As Co-opLaw.org notes, lenders are often reluctant to completely finance a co-op buy out. For this reason, multi-stage or multi-transaction purchases can help. “In this sale structure,” the website explains, “the worker-owners secure a loan (which conceivably could come from the initial owner herself) to finance the first transaction.”
Then, after workers pay down the 1st loan, another loan is taken out to buy another segment of the business and so on.
Financing is certainly one of the most challenging parts of the process. The good part is that there are plenty of organizations that support the development of co-ops in various ways.
There are institutions that make grants to help finance co-op conversions. Nonprofits and other groups like Democracy at Work and Cooperation Works that work on co-op development also often have relationships with lending institutions that are more willing to finance co-op transactions. Help is available!

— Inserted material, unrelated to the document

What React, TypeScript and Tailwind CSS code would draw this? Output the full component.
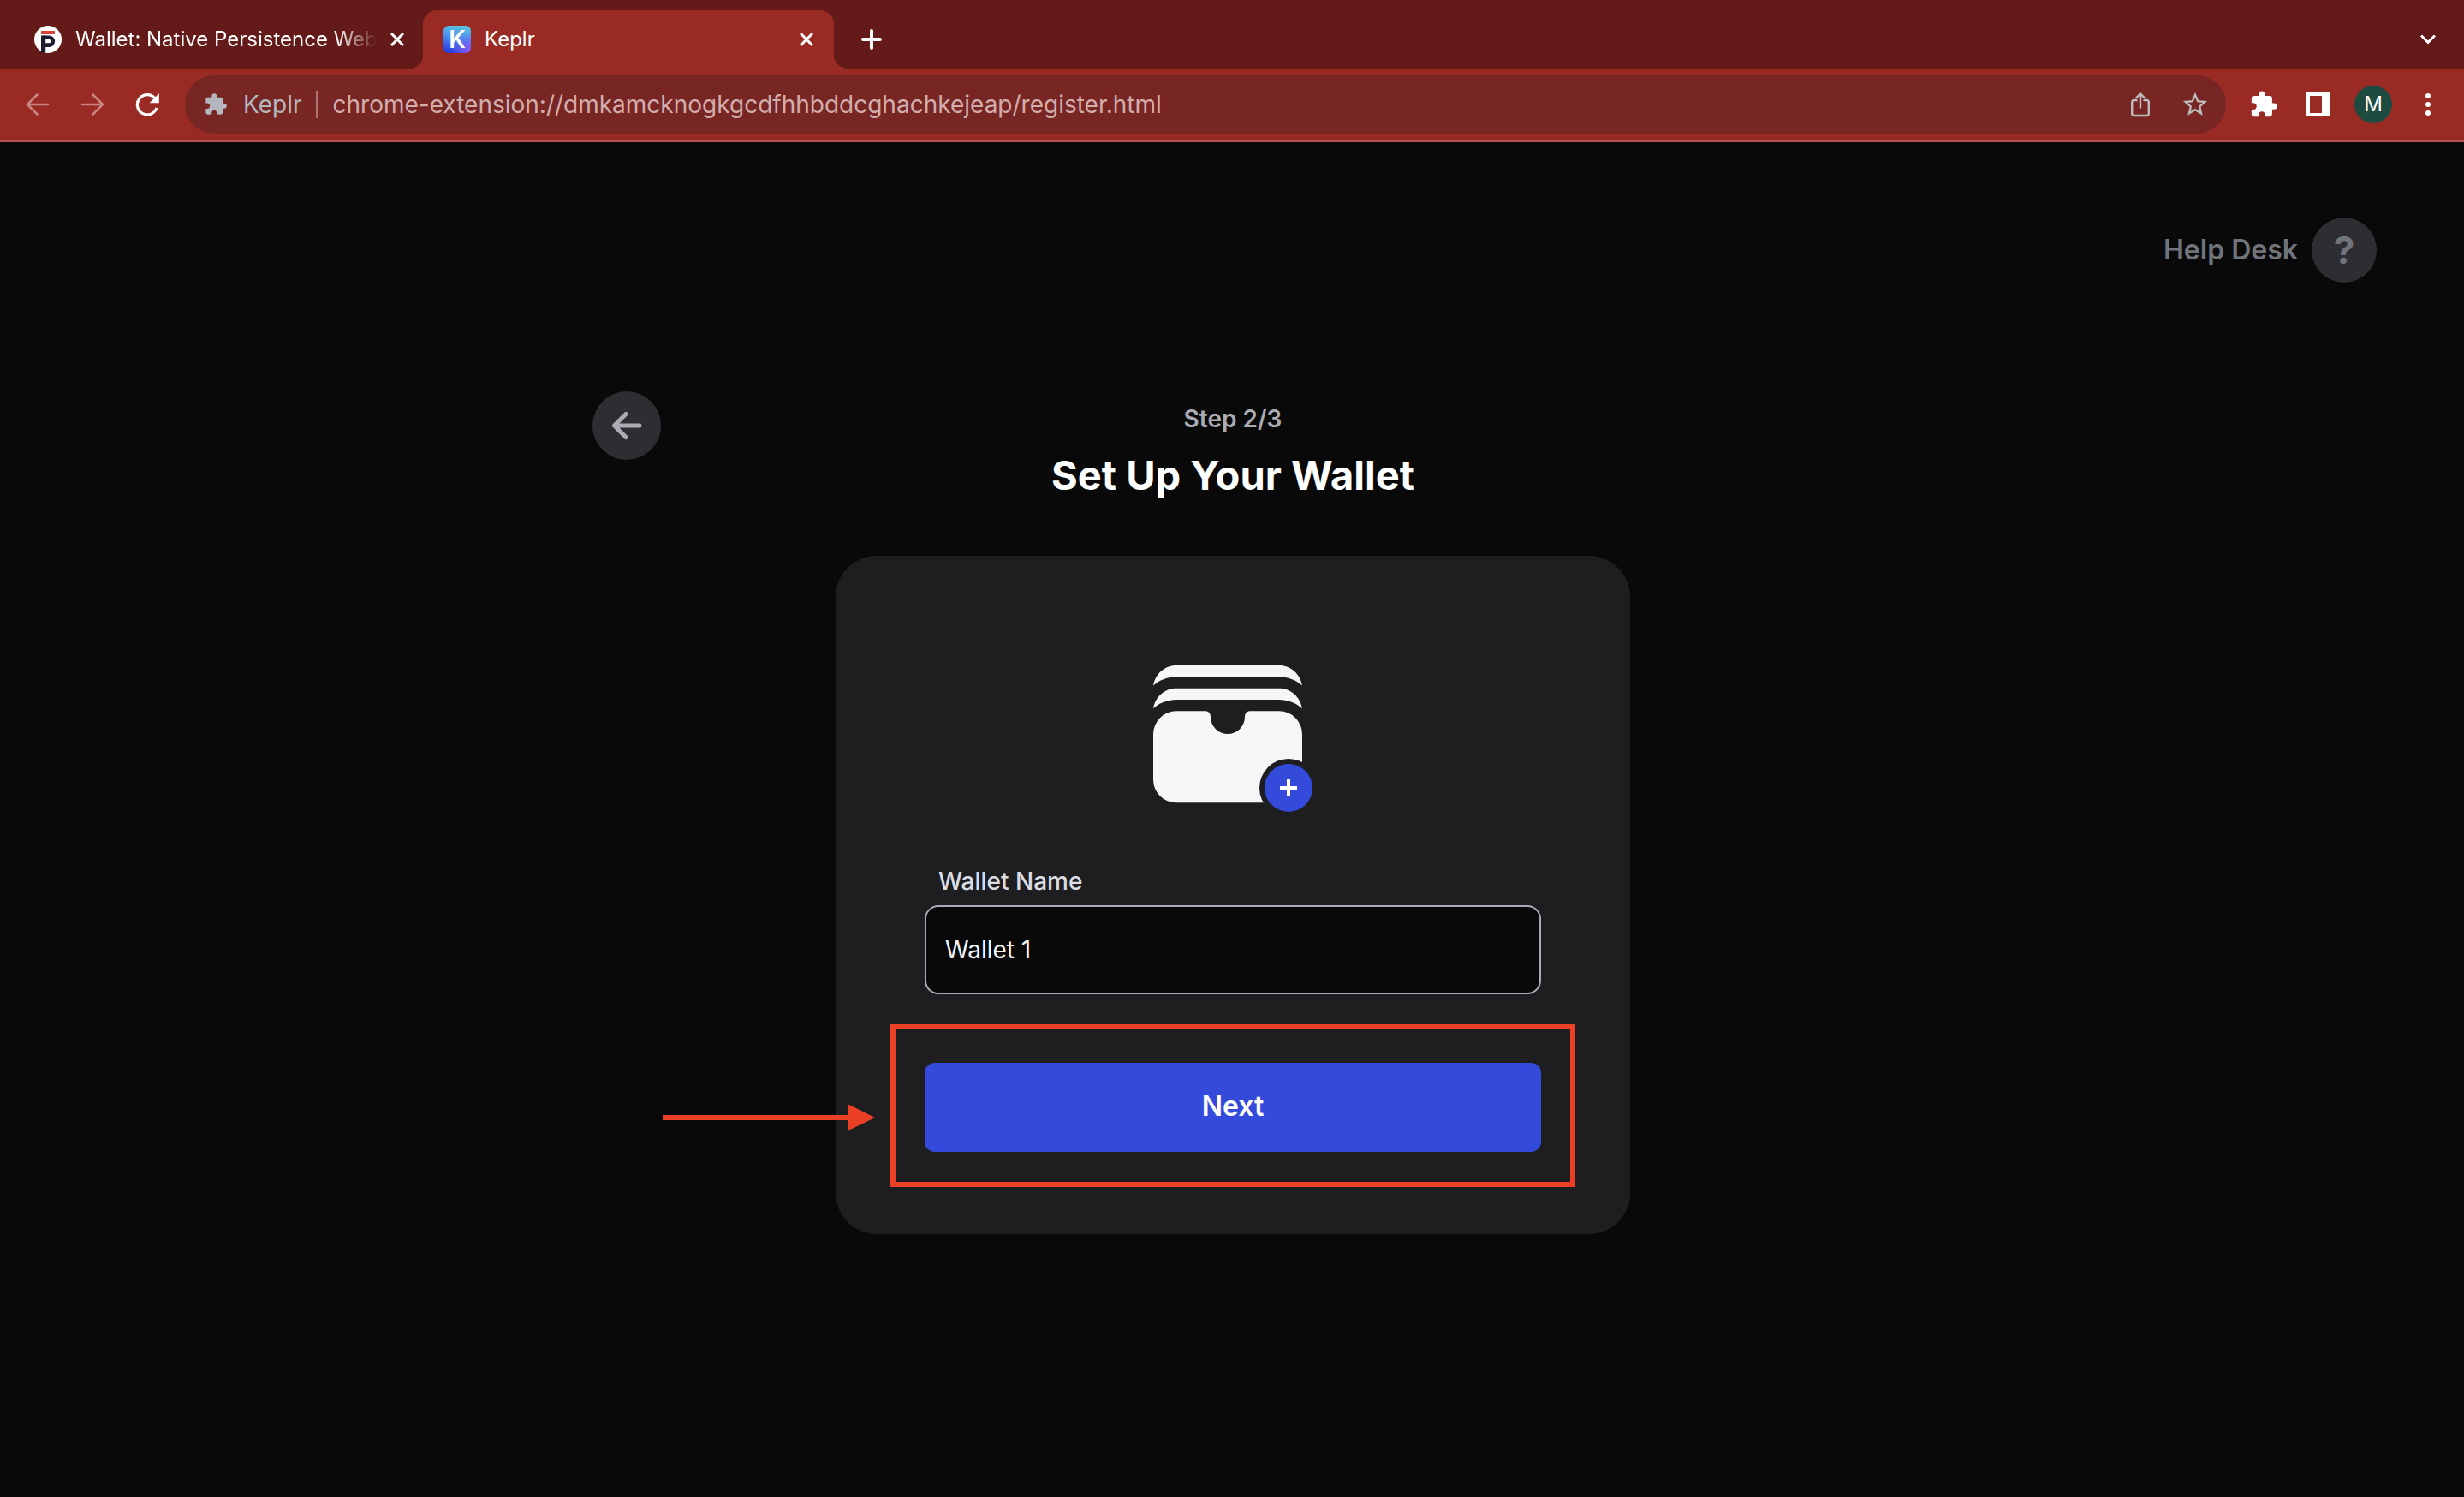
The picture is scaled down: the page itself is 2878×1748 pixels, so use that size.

Elect board members and start running the co-op
Once the sale is either in progress or complete, it’s time to start running the business cooperatively. The new co-op will have to elect board members, typically conduct board training, and begin holding the first board meetings.
In many ways, this is just the beginning. There’s usually more training ahead and tinkering with processes and structures until they’re just right.
Communication and flexibility are key. As Joe Rinehart, the cooperative business developer at Democracy at Work told Our World, “no structure is perfect. You’re designing a human technology for participation and democratic ownership and no technology is perfect the first time out the door.”